> [WORK REQUIRED] Count how many lines of the material below have the word "components" and give only the number.

> [RECORDS FOR THE EXERCISE]

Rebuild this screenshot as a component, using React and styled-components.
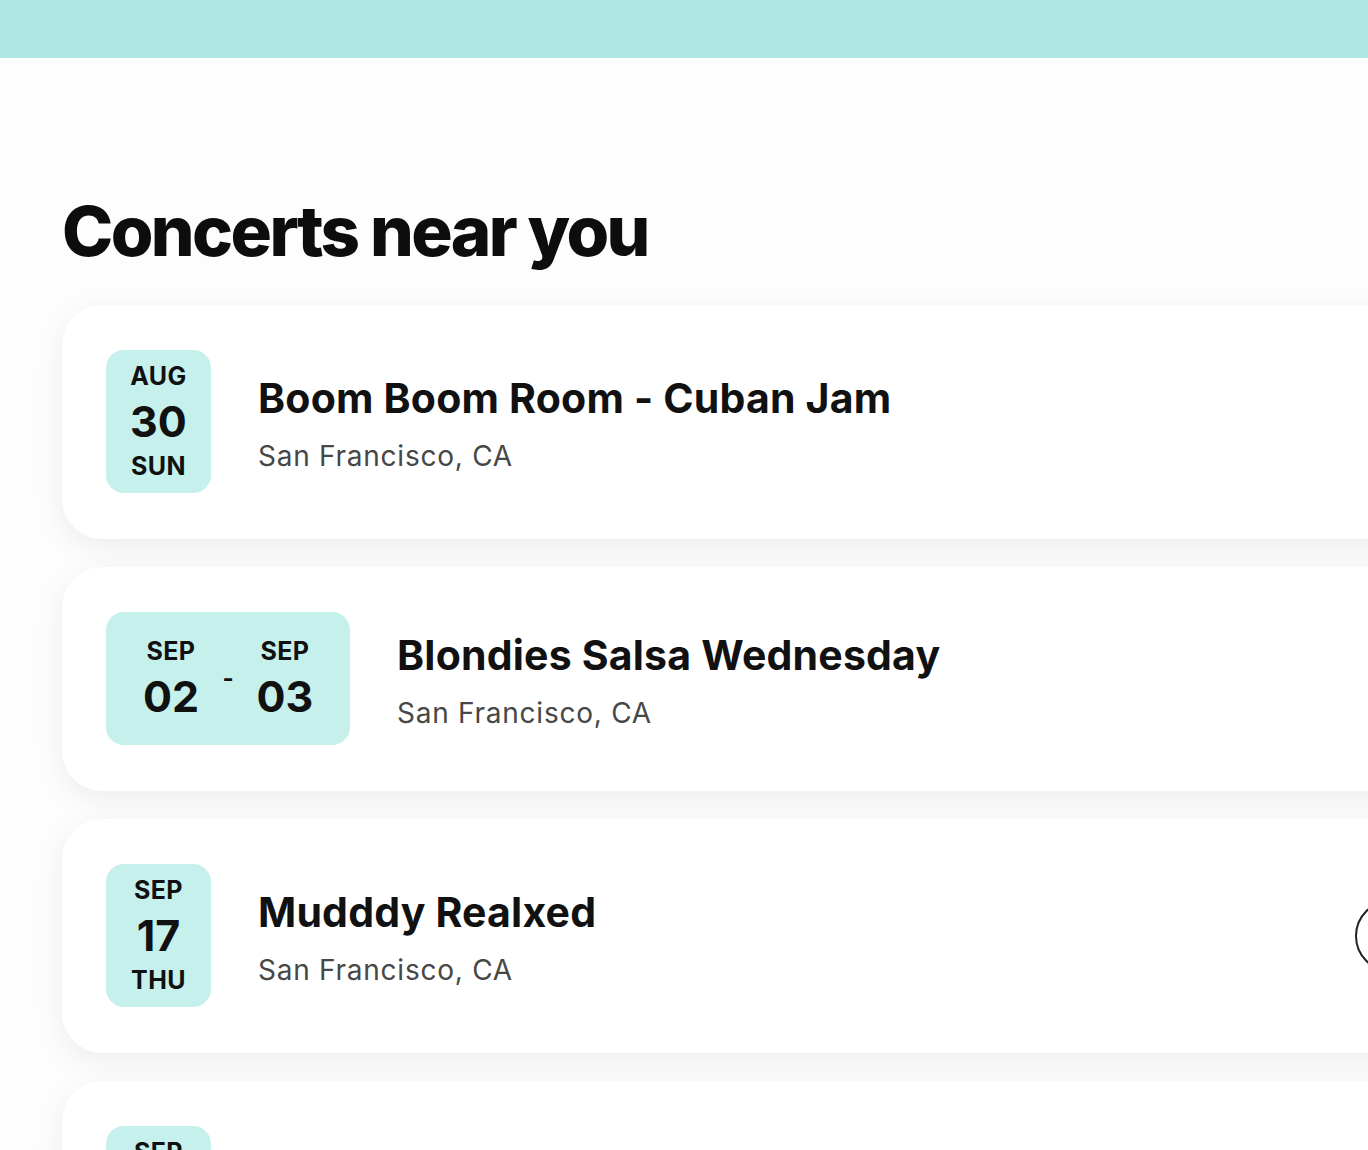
import React from "react";
import styled, { createGlobalStyle } from "styled-components";

const GlobalStyle = createGlobalStyle`
  html, body {
    margin: 0;
    padding: 0;
    background: #fdfdfd;
    overflow-x: hidden;
    font-family: Inter, "Noto Sans", sans-serif;
    color: #111;
  }
`;

const TopBar = styled.div`
  height: 58px;
  background: #aee6e3;
`;

const Main = styled.main`
  padding: 139px 0 0 62px;
`;

const Heading = styled.h1`
  margin: 0 0 39px 0;
  font-size: 69px;
  line-height: 1;
  font-weight: 800;
  letter-spacing: -2.6px;
  color: #0d0d0d;
`;

const List = styled.div`
  display: flex;
  flex-direction: column;
  gap: 28px;
  width: 1440px;
`;

const Card = styled.div`
  display: flex;
  align-items: center;
  gap: 47px;
  padding: 45px 75px 46px 44px;
  background: #fff;
  border-radius: 40px;
  box-shadow: 0 8px 30px rgba(0, 0, 0, 0.065);
`;

const DateBox = styled.div`
  display: flex;
  align-items: center;
  justify-content: center;
  background: #c6f0ec;
  border-radius: 18px;
  width: ${(p) => (p.$range ? "244px" : "105px")};
  padding: ${(p) => (p.$range ? "24px 0 19px" : "11px 0 12px")};
  box-sizing: border-box;
  flex-shrink: 0;
`;

const DateCol = styled.div`
  display: flex;
  flex-direction: column;
  align-items: center;
  width: 60px;
`;

const Small = styled.span`
  font-size: 25px;
  font-weight: 700;
  line-height: 30px;
  letter-spacing: 0.4px;
`;

const Big = styled.span`
  font-size: 43px;
  font-weight: 700;
  line-height: 60px;
`;

const Dash = styled.span`
  width: 54px;
  text-align: center;
  font-size: 24px;
  font-weight: 700;
  margin-top: -6px;
`;

const Info = styled.div`
  display: flex;
  flex-direction: column;
  gap: 15px;
  padding-top: 6px;
  flex: 1;
`;

const Title = styled.h2`
  margin: 0;
  font-size: 41px;
  font-weight: 700;
  letter-spacing: 0.2px;
  line-height: 1.2;
`;

const Place = styled.p`
  margin: 0;
  font-size: 28px;
  letter-spacing: 0.75px;
  color: #474747;
  line-height: 1.3;
`;

const CircleButton = styled.button`
  width: 72px;
  height: 72px;
  border-radius: 50%;
  border: 2px solid #222;
  background: #fff;
  flex-shrink: 0;
  padding: 0;
`;

const events = [
  { month: "AUG", day: "30", weekday: "SUN", title: "Boom Boom Room - Cuban Jam" },
  {
    range: [
      { month: "SEP", day: "02" },
      { month: "SEP", day: "03" },
    ],
    title: "Blondies Salsa Wednesday",
  },
  { month: "SEP", day: "17", weekday: "THU", title: "Mudddy Realxed", action: true },
  { month: "SEP", day: "18", weekday: "FRI", title: "Bissap Baobab Salsa Night" },
];

export default function App() {
  return (
    <>
      <GlobalStyle />
      <TopBar />
      <Main>
        <Heading>Concerts near you</Heading>
        <List>
          {events.map((e) => (
            <Card key={e.title}>
              {e.range ? (
                <DateBox $range>
                  <DateCol>
                    <Small>{e.range[0].month}</Small>
                    <Big>{e.range[0].day}</Big>
                  </DateCol>
                  <Dash>-</Dash>
                  <DateCol>
                    <Small>{e.range[1].month}</Small>
                    <Big>{e.range[1].day}</Big>
                  </DateCol>
                </DateBox>
              ) : (
                <DateBox>
                  <DateCol>
                    <Small>{e.month}</Small>
                    <Big>{e.day}</Big>
                    <Small>{e.weekday}</Small>
                  </DateCol>
                </DateBox>
              )}
              <Info>
                <Title>{e.title}</Title>
                <Place>San Francisco, CA</Place>
              </Info>
              {e.action && <CircleButton aria-label="more" />}
            </Card>
          ))}
        </List>
      </Main>
    </>
  );
}
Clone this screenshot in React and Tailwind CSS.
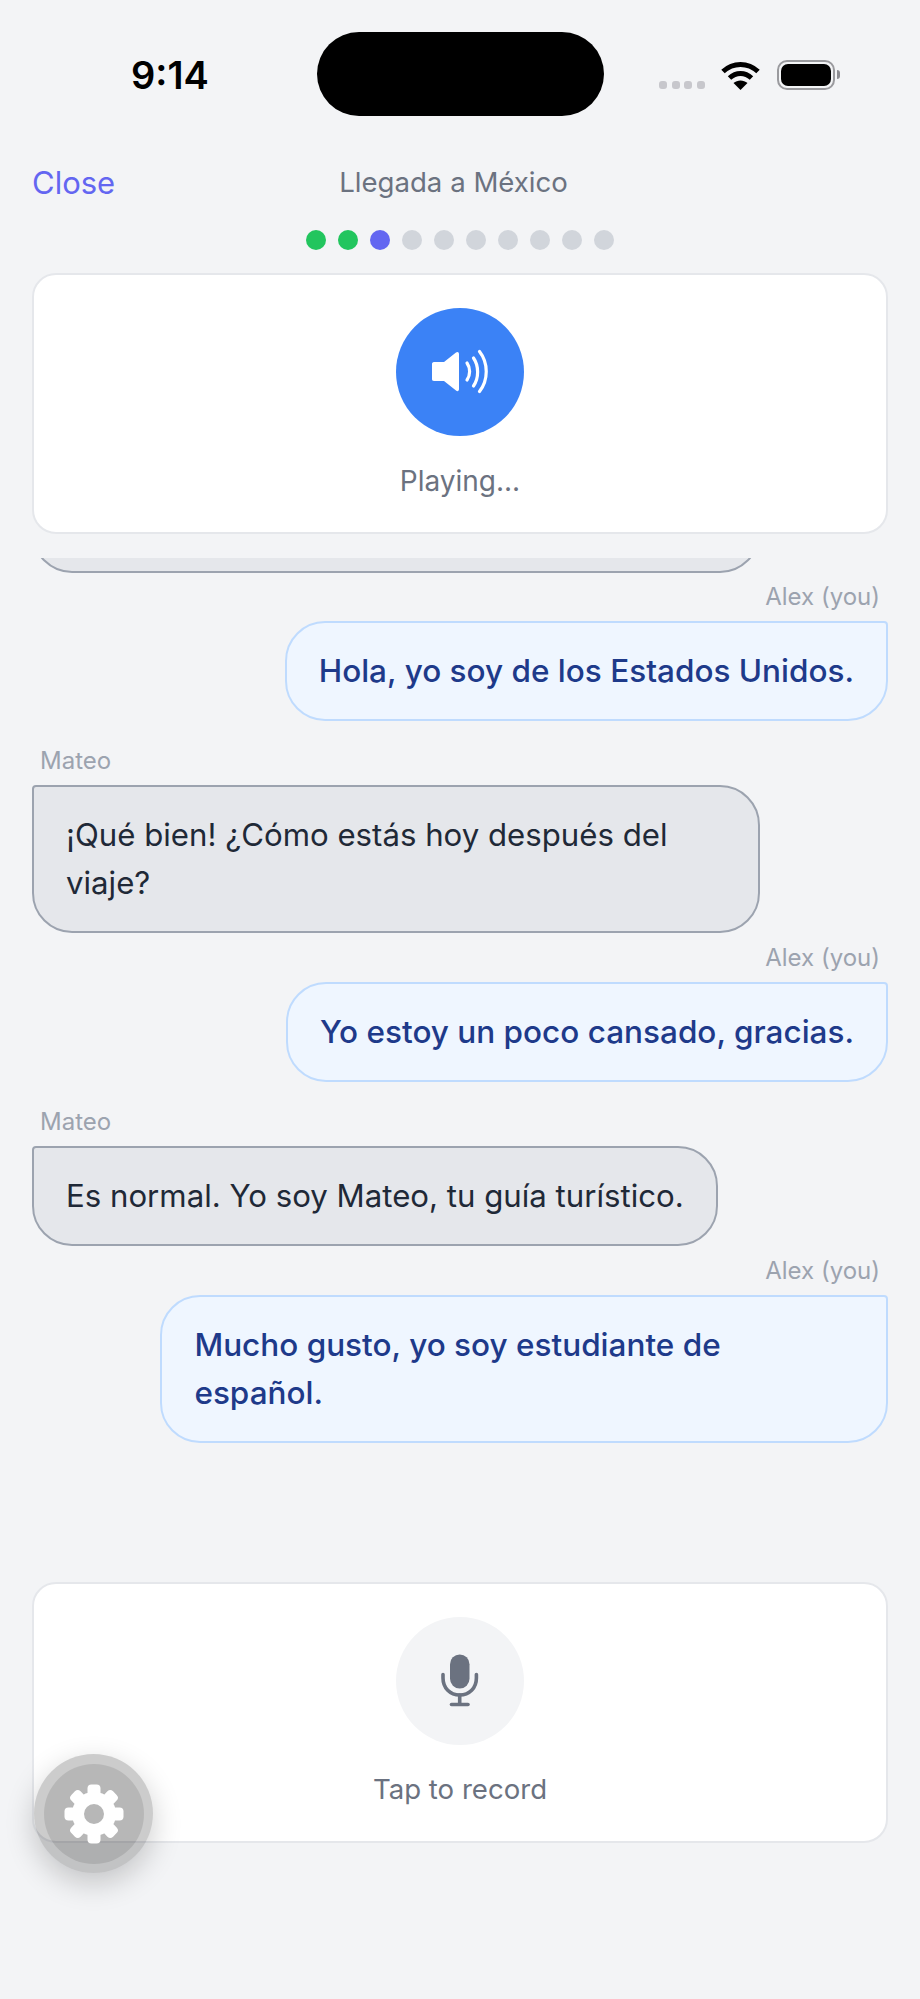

> [TASK RESPONSE] 2